Nella relazione conclusiva Selahattin Demirtaş, presidente del BDP – Partito della Pace e della Democrazia – ha affermato la piena disponibilità da parte del suo partito a sedere a un tavolo di negoziati, ma ci sono altri due attori senza i quali questo processo non può avere luogo: Abdullah Öcalan e il PKK.
Il ruolo di Abdullah Öcalan come leader del popolo kurdo è stato riconosciuto dal governo che, a seguito delle pressioni internazionali, si è visto costretto ad interrompere l’isolamento carcerario totale al quale Öcalan è stato sottoposto per 16 mesi, chiedendo un suo intervenire rispetto allo sciopero della fame conclusosi il 12 novembre scorso e intrapreso dai detenuti politici i quali, determinati ad andare avanti fino alla morte, chiedevano la scarcerazione dello stesso Öcalan. Ma Demirtaş aggiunge che “il governo ha ora affermato la possibilità di rimuovere l’immunità parlamentare ai deputati del BDP per allontanarsi dalle richieste avanzate dai prigionieri in sciopero della fame”.
Sottolinea ancora Demirtaş che “il governo dell’AKP non è ancora pronto a riconoscere i kurdi come popolo e a smettere di considerare il PKK un’organizzazione terrorista e in questo modo legittima questo conflitto come una guerra contro il terrorismo”.

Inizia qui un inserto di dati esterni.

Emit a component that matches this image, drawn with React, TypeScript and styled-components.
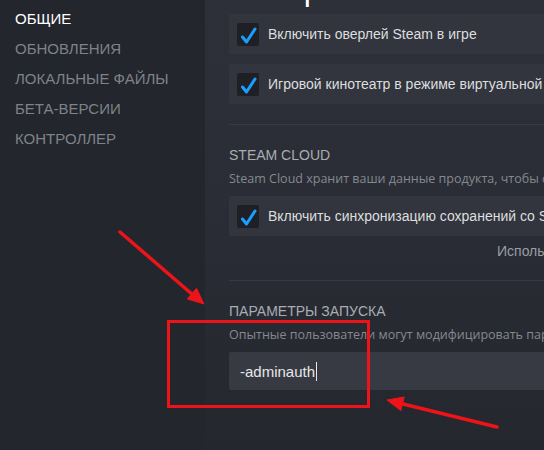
import React from "react";
import styled, { createGlobalStyle } from "styled-components";

const GlobalStyle = createGlobalStyle`
  html, body {
    margin: 0;
    padding: 0;
    background: #23262d;
    overflow: hidden;
  }
  * {
    box-sizing: border-box;
  }
`;

const Page = styled.div`
  position: relative;
  display: grid;
  grid-template-columns: 205px 1fr;
  width: 544px;
  height: 450px;
  overflow: hidden;
  font-family: "Liberation Sans", Arial, sans-serif;
`;

const Sidebar = styled.nav`
  display: flex;
  flex-direction: column;
  padding-top: 4px;
  background: #23262d;
`;

const NavItem = styled.div<{ $active?: boolean }>`
  padding-left: 15px;
  font-size: 15px;
  line-height: 30px;
  text-transform: uppercase;
  white-space: nowrap;
  color: ${(p) => (p.$active ? "#ffffff" : "#7f8288")};
`;

const Main = styled.main`
  min-width: 0;
  overflow: hidden;
  padding-left: 24px;
  background: linear-gradient(180deg, #2d3038 0%, #2a2d35 45%, #24272e 100%);
`;

const Content = styled.div`
  display: flex;
  flex-direction: column;
  width: 440px;
`;

// only the descender of the page title peeks in at the top
const Heading = styled.h1`
  margin: -29px 0 7px;
  height: 36px;
  font-size: 32px;
  font-weight: 400;
  line-height: 36px;
  color: #ffffff;
  white-space: nowrap;
`;

const Rows = styled.div`
  display: flex;
  flex-direction: column;
  gap: 10px;
`;

const CheckRow = styled.label`
  display: flex;
  align-items: center;
  gap: 9px;
  height: 40px;
  padding-left: 8px;
  border-radius: 2px;
  background: #32353d;
  font-size: 14px;
  color: #dcdedf;
  white-space: nowrap;
`;

const Box = styled.span`
  display: flex;
  flex: none;
  width: 22px;
  height: 23px;
  border-radius: 2px;
  background: #1e2025;
`;

const Divider = styled.hr<{ $top: number }>`
  margin: ${(p) => p.$top}px 0 0;
  border: 0;
  border-top: 1px solid #373a42;
`;

const SectionTitle = styled.h2`
  margin: 21px 0 0;
  font-size: 14px;
  font-weight: 400;
  line-height: 18px;
  color: #a9adb2;
  text-transform: uppercase;
  white-space: nowrap;
`;

const Description = styled.p`
  margin: 6px 0 8px;
  font-family: "Open Sans", "Liberation Sans", sans-serif;
  font-size: 12.5px;
  line-height: 18px;
  color: #858990;
  white-space: nowrap;
`;

const Usage = styled.div`
  margin-top: 6px;
  padding-left: 268px;
  font-size: 14px;
  line-height: 18px;
  color: #9a9ea3;
  white-space: nowrap;
`;

const LaunchInput = styled.div`
  display: flex;
  align-items: center;
  height: 38px;
  padding-left: 11px;
  border-radius: 2px;
  background: #373a42;
  font-size: 15px;
  color: #e6e7e8;
`;

const Caret = styled.span`
  display: inline-block;
  width: 1px;
  height: 19px;
  margin-left: 1px;
  background: #e6e7e8;
`;

const Overlay = styled.svg`
  position: absolute;
  inset: 0;
  pointer-events: none;
`;

const CheckMark = () => (
  <svg width="22" height="23" viewBox="0 0 22 23">
    <path
      d="M5.5 14 L9.5 19 L18 6"
      fill="none"
      stroke="#1a9fff"
      strokeWidth="3"
      strokeLinecap="round"
      strokeLinejoin="round"
    />
  </svg>
);

const Option = ({ label }: { label: string }) => (
  <CheckRow>
    <Box>
      <CheckMark />
    </Box>
    {label}
  </CheckRow>
);

const navItems = ["Общие", "Обновления", "Локальные файлы", "Бета-версии", "Контроллер"];

export default function App() {
  return (
    <>
      <GlobalStyle />
      <Page>
        <Sidebar>
          {navItems.map((item, i) => (
            <NavItem key={item} $active={i === 0}>
              {item}
            </NavItem>
          ))}
        </Sidebar>
        <Main>
          <Content>
            <Heading>Обзор</Heading>
            <Rows>
              <Option label="Включить оверлей Steam в игре" />
              <Option label="Игровой кинотеатр в режиме виртуальной реальности" />
            </Rows>
            <Divider $top={20} />

            <SectionTitle>Steam Cloud</SectionTitle>
            <Description>
              Steam Cloud хранит ваши данные продукта, чтобы сохранения не терялись
            </Description>
            <Option label="Включить синхронизацию сохранений со Steam Cloud" />
            <Usage>Использовано: 1,2 МБ</Usage>
            <Divider $top={20} />

            <SectionTitle>Параметры запуска</SectionTitle>
            <Description>
              Опытные пользователи могут модифицировать параметры запуска
            </Description>
            <LaunchInput>
              -adminauth
              <Caret />
            </LaunchInput>
          </Content>
        </Main>

        <Overlay width="544" height="450" viewBox="0 0 544 450">
          <g fill="#ec1418" stroke="#ec1418">
            <line x1="120" y1="232" x2="193" y2="295" strokeWidth="3.5" strokeLinecap="round" />
            <polygon points="204,304 196.5,288.3 187.3,298.9" strokeWidth="1" />
            <line x1="497" y1="427" x2="401" y2="403.5" strokeWidth="3.5" strokeLinecap="round" />
            <polygon points="387,400 404.2,397 400.8,410.6" strokeWidth="1" />
          </g>
          <rect
            x="168.5"
            y="321.5"
            width="200"
            height="85"
            fill="none"
            stroke="#ec1418"
            strokeWidth="3"
          />
        </Overlay>
      </Page>
    </>
  );
}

È per questo che nel documento conclusivo della conferenza si legge che “deve essere preparata la base per un’amnistia generale come parte di un più ampio processo di pace negoziata. Per facilitare questi negoziati, la Conferenza esorta tutti gli Stati (dell’UE) a rimuovere il PKK dalla lista delle organizzazioni terroriste”.